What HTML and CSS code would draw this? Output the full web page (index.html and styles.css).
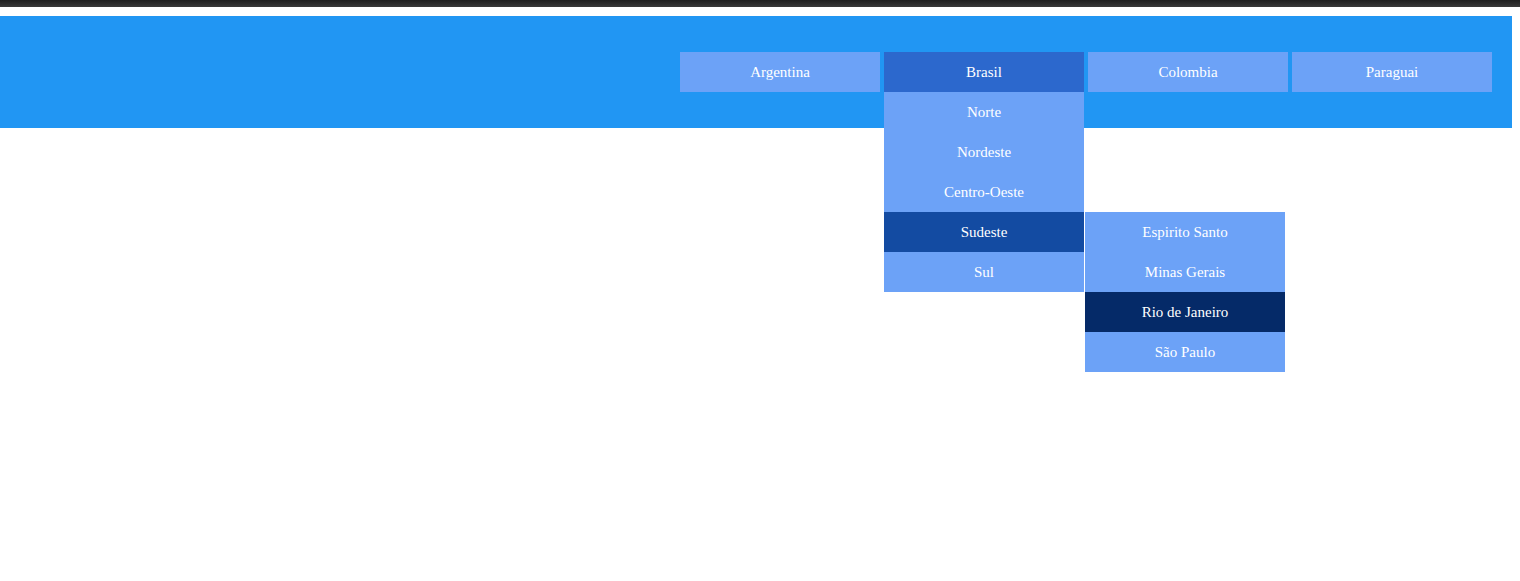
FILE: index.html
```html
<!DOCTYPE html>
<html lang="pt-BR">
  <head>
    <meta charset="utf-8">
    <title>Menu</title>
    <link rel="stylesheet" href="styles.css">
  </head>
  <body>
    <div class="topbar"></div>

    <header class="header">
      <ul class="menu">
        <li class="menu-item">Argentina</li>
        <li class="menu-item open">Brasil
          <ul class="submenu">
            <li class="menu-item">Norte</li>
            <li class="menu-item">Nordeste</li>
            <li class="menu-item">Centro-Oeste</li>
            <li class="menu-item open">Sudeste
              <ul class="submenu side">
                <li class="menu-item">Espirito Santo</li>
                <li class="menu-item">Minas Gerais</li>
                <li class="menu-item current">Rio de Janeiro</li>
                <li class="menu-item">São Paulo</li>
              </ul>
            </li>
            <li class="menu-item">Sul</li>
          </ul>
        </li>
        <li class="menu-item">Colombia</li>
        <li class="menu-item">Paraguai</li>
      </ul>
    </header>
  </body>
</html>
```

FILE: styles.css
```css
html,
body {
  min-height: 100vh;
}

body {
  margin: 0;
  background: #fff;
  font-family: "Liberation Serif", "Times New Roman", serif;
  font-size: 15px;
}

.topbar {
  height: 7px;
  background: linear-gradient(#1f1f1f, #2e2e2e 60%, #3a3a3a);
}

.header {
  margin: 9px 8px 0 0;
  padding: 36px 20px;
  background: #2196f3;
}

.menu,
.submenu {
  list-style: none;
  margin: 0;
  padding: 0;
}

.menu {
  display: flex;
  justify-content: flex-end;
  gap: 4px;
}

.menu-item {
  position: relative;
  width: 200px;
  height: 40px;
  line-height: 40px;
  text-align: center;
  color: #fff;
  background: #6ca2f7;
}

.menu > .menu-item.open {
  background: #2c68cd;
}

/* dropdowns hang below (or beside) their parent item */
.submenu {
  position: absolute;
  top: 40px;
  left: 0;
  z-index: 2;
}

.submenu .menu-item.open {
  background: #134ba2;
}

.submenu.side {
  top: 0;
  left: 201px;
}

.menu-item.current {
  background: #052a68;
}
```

▬▬▬▬▬▬

Exercise details :: Restate the data above word for word. Do not include the images.

Result of the task ::
What HTML and CSS code would draw this? Output the full web page (index.html and styles.css).
FILE: index.html
```html
<!DOCTYPE html>
<html lang="pt-BR">
  <head>
    <meta charset="utf-8">
    <title>Menu</title>
    <link rel="stylesheet" href="styles.css">
  </head>
  <body>
    <div class="topbar"></div>

    <header class="header">
      <ul class="menu">
        <li class="menu-item">Argentina</li>
        <li class="menu-item open">Brasil
          <ul class="submenu">
            <li class="menu-item">Norte</li>
            <li class="menu-item">Nordeste</li>
            <li class="menu-item">Centro-Oeste</li>
            <li class="menu-item open">Sudeste
              <ul class="submenu side">
                <li class="menu-item">Espirito Santo</li>
                <li class="menu-item">Minas Gerais</li>
                <li class="menu-item current">Rio de Janeiro</li>
                <li class="menu-item">São Paulo</li>
              </ul>
            </li>
            <li class="menu-item">Sul</li>
          </ul>
        </li>
        <li class="menu-item">Colombia</li>
        <li class="menu-item">Paraguai</li>
      </ul>
    </header>
  </body>
</html>
```

FILE: styles.css
```css
html,
body {
  min-height: 100vh;
}

body {
  margin: 0;
  background: #fff;
  font-family: "Liberation Serif", "Times New Roman", serif;
  font-size: 15px;
}

.topbar {
  height: 7px;
  background: linear-gradient(#1f1f1f, #2e2e2e 60%, #3a3a3a);
}

.header {
  margin: 9px 8px 0 0;
  padding: 36px 20px;
  background: #2196f3;
}

.menu,
.submenu {
  list-style: none;
  margin: 0;
  padding: 0;
}

.menu {
  display: flex;
  justify-content: flex-end;
  gap: 4px;
}

.menu-item {
  position: relative;
  width: 200px;
  height: 40px;
  line-height: 40px;
  text-align: center;
  color: #fff;
  background: #6ca2f7;
}

.menu > .menu-item.open {
  background: #2c68cd;
}

/* dropdowns hang below (or beside) their parent item */
.submenu {
  position: absolute;
  top: 40px;
  left: 0;
  z-index: 2;
}

.submenu .menu-item.open {
  background: #134ba2;
}

.submenu.side {
  top: 0;
  left: 201px;
}

.menu-item.current {
  background: #052a68;
}
```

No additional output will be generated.